Mexico’s Ministry of Finance and Public Credit has established a Financial Intelligence Unit (the “FIU”), which was created as a central governmental body responsible for receiving, analyzing, and disseminating financial information concerning transactions suspected of being related to money laundering or terrorist financing. Before the Procuraduría General de la República (“PGR”), i.e., Mexico’s Attorney General’s Office, can initiate a prosecution for money laundering, the FIU must first file a complaint under the Federal Civil Code. This procedural requirement impedes the PGR’s ability to prosecute independently. Consequently, less than ten percent of money laundering investigations were triggered by the FIU’s identification of cases. These same statistics cited by the Report suggest that the PGR identifies most money laundering cases from information sent by its national customs or federal police authorities, and foreign authorities—the latter group almost entirely composed of U.S. agencies including the DEA and ICE.

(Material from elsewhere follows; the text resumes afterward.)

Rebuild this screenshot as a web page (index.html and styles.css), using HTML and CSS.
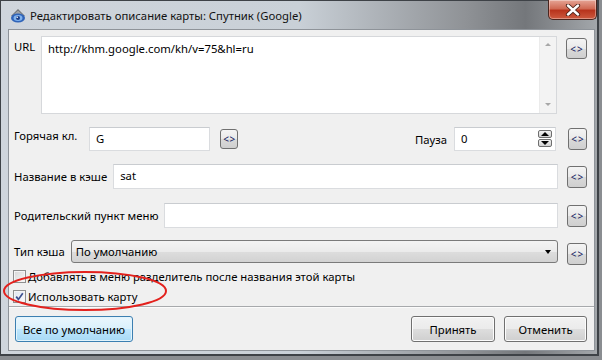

These statistics highlight the importance of information sharing, and the impact trans-national information sharing can have on money laundering prosecutions. We have discussed the importance of AML information sharing in our discussion of U.K. think tank RUSI’s study (and in regards to FinCEN, here), which further provides examples of the most effective information-sharing systems in the trans-national context. The RUSI Study concluded that governments should establish formal channels of inter-governmental information sharing, and the U.S.-Mexican information-sharing relationship evidenced by the Report reinforces that conclusion.